I ended up taking Group Voice for Non-majors several times: it was a one-credit class that promised an easy A to students brave enough to participate, and I came to enjoy the break from my lit class it provided. While I was driven to do my best in the literature classes that counted toward my major, it was elective classes like Group Voice where I could simply try something new without worrying about my future, my GPA, or my eventual career. At the time, taking a class that taught me terms like “castrati” and “bel canto” and required me to sing at least one song in Italian didn’t seem to have anything to do with my career path, but in retrospect, learning how to sing (poorly) in front of a group gave me a confidence I rely upon every single day.
Today I remembered this advice to “Keep your options open” as I struggle to set my summer expectations. I finished the last of my semester tasks on Tuesday, so now I’m decompressing, trying to return to life outside the academic year. Friends who have retired describe the unsettling sensation of no longer having a set schedule of external expectations, and when you live an academic life, every summer is a miniature retirement. Once your grades are submitted and your other obligations are met, you wake to the simple but disarming question, “Now what?”

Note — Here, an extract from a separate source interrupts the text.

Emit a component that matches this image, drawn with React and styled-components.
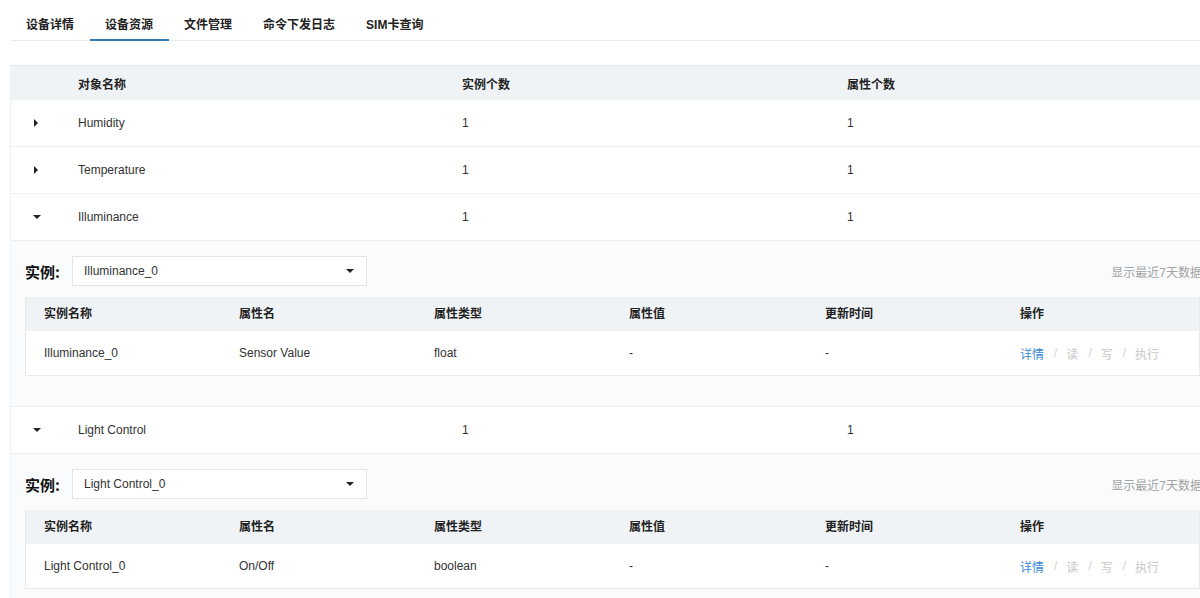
import React from "react";
import styled, { createGlobalStyle } from "styled-components";

const Global = createGlobalStyle`
  html, body { margin: 0; padding: 0; background: #fff; overflow: hidden; }
  body { font-family: "Liberation Sans", Arial, "Noto Sans CJK SC", sans-serif; color: #333; font-size: 12px; }
  * { box-sizing: border-box; }
`;

const Page = styled.div`
  width: 1240px;
  padding: 0 0 0 10px;
`;

const TabBar = styled.div`
  display: flex;
  border-bottom: 1px solid #e9ebee;
  width: 1230px;
  padding-left: 0.5px;
`;

const Tab = styled.div`
  padding: 18px 15.5px 0;
  height: 41px;
  margin-bottom: -1px;
  font-size: 12px;
  line-height: 14px;
  font-weight: bold;
  color: #222;
  border-bottom: 2px solid ${(p) => (p.$active ? "#2e7bb5" : "transparent")};
`;

const Table = styled.div`
  margin-top: 24px;
  width: 1212px;
  border-top: 1px solid #e6e9ec;
  border-left: 1px solid #eef0f2;
`;

const Grid = styled.div`
  display: grid;
  grid-template-columns: 67px 384px 385px 1fr;
  align-items: center;
  height: ${(p) => (p.$head ? 34 : 47)}px;
  background: ${(p) => (p.$head ? "#eff3f6" : "#fff")};
  border-bottom: ${(p) => (p.$head ? "none" : "1px solid #ebeef0")};
  font-weight: ${(p) => (p.$head ? "bold" : "normal")};
  color: ${(p) => (p.$head ? "#222" : "#333")};
`;

const ArrowCell = styled.div`
  display: flex;
  align-items: center;
  padding-left: 23px;
`;

const Caret = styled.span`
  display: inline-block;
  width: 0;
  height: 0;
  ${(p) =>
    p.$open
      ? `border-left: 4px solid transparent; border-right: 4px solid transparent; border-top: 4px solid #222; margin-left: -1px;`
      : `border-top: 4px solid transparent; border-bottom: 4px solid transparent; border-left: 4px solid #222;`}
`;

const Cell = styled.div`
  white-space: nowrap;
`;

const Expand = styled.div`
  background: #fafbfc;
  padding: 15px 12px 30px 14px;
  border-bottom: 1px solid #e9ecee;
`;

const Toolbar = styled.div`
  display: flex;
  align-items: center;
  height: 30px;
  margin-bottom: 11px;
`;

const Label = styled.span`
  font-size: 15px;
  font-weight: bold;
  color: #111;
  font-family: "Noto Sans CJK SC", sans-serif;
  width: 47px;
`;

const Select = styled.div`
  width: 295px;
  height: 30px;
  background: #fff;
  border: 1px solid #e2e5e8;
  display: flex;
  align-items: center;
  justify-content: space-between;
  padding: 0 12px 0 11px;
  color: #333;
`;

const Hint = styled.span`
  margin-left: auto;
  color: #a3a3a3;
  white-space: nowrap;
  margin-right: 8px;
`;

const Inner = styled.div`
  border: 1px solid #e7eaec;
  border-top: none;
  width: 1175px;
`;

const InnerGrid = styled.div`
  display: grid;
  grid-template-columns: 195px 195px 195px 196px 195px 1fr;
  align-items: center;
  padding-left: 18px;
  padding-bottom: ${(p) => (p.$head ? 3 : 0)}px;
  height: ${(p) => (p.$head ? 34 : 44)}px;
  background: ${(p) => (p.$head ? "#eff3f6" : "#fff")};
  font-weight: ${(p) => (p.$head ? "bold" : "normal")};
  color: ${(p) => (p.$head ? "#222" : "#333")};
`;

const Ops = styled.div`
  display: flex;
  align-items: center;
  color: #c8c8c8;
`;

const Op = styled.span`
  color: ${(p) => (p.$primary ? "#3a87d6" : "#c8c8c8")};
`;

const Sep = styled.span`
  margin: 0 9px 0 10px;
  color: #d0d0d0;
`;

const objects = [
  { name: "Humidity", open: false },
  { name: "Temperature", open: false },
  {
    name: "Illuminance",
    open: true,
    inst: "Illuminance_0",
    prop: "Sensor Value",
    type: "float",
  },
  {
    name: "Light Control",
    open: true,
    inst: "Light Control_0",
    prop: "On/Off",
    type: "boolean",
  },
];

const tabs = ["设备详情", "设备资源", "文件管理", "命令下发日志", "SIM卡查询"];

function Detail({ o }) {
  return (
    <Expand>
      <Toolbar>
        <Label>实例:</Label>
        <Select>
          <span>{o.inst}</span>
          <Caret $open />
        </Select>
        <Hint>显示最近7天数据</Hint>
      </Toolbar>
      <Inner>
        <InnerGrid $head>
          <Cell>实例名称</Cell>
          <Cell>属性名</Cell>
          <Cell>属性类型</Cell>
          <Cell>属性值</Cell>
          <Cell>更新时间</Cell>
          <Cell>操作</Cell>
        </InnerGrid>
        <InnerGrid>
          <Cell>{o.inst}</Cell>
          <Cell>{o.prop}</Cell>
          <Cell>{o.type}</Cell>
          <Cell>-</Cell>
          <Cell>-</Cell>
          <Ops>
            <Op $primary>详情</Op>
            <Sep>/</Sep>
            <Op>读</Op>
            <Sep>/</Sep>
            <Op>写</Op>
            <Sep>/</Sep>
            <Op>执行</Op>
          </Ops>
        </InnerGrid>
      </Inner>
    </Expand>
  );
}

export default function App() {
  return (
    <>
      <Global />
      <Page>
        <TabBar>
          {tabs.map((t, i) => (
            <Tab key={t} $active={i === 1}>
              {t}
            </Tab>
          ))}
        </TabBar>
        <Table>
          <Grid $head>
            <Cell />
            <Cell>对象名称</Cell>
            <Cell>实例个数</Cell>
            <Cell>属性个数</Cell>
          </Grid>
          {objects.map((o) => (
            <React.Fragment key={o.name}>
              <Grid>
                <ArrowCell>
                  <Caret $open={o.open} />
                </ArrowCell>
                <Cell>{o.name}</Cell>
                <Cell>1</Cell>
                <Cell>1</Cell>
              </Grid>
              {o.open && <Detail o={o} />}
            </React.Fragment>
          ))}
        </Table>
      </Page>
    </>
  );
}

I know I want to spend a lot of time writing this summer; I know I want to spend a lot of time reading. I know I want to spend more time walking and taking pictures and being creative, and I know I want to catch up with sleep, meditation, and the other healthy things that unfortunately fall by the wayside during a typically hectic semester.
But apart from simply showing up at the page and waiting to see what words appear, I don’t have any clearly articulated goals for the summer. I have the desire to write, but I haven’t yet decided upon a definitive project. If anything, I’ve been trying to avoid the impulse to settle on a project too soon, just for the sake of settling: I want, in other words, to keep my options open. Because I’ve been writing long enough to know the stages every project goes through, I know there will be plenty of time later to get sick of (and need to stick with) whatever topic I choose: the dictum “Marry in haste, repent in leisure” applies to hastily chosen writing projects as well as mates and majors.
I’ve been writing long enough to know that whatever summer project I settle upon, there will be plenty of time to solidify and reshape it later, but right now at the outset, absolutely anything is possible. Before you start, you can do anything, but once you begin, your options shrink: by going down this road, you eliminate the options of the other, alternate roads. So for the next few days, I’m trying to show up at the page without expectation, hoping the words themselves will tell me where they want to go. “Keep your option open” is a daunting bit of advice, but it is also an alluring invitation to obey your curiosity.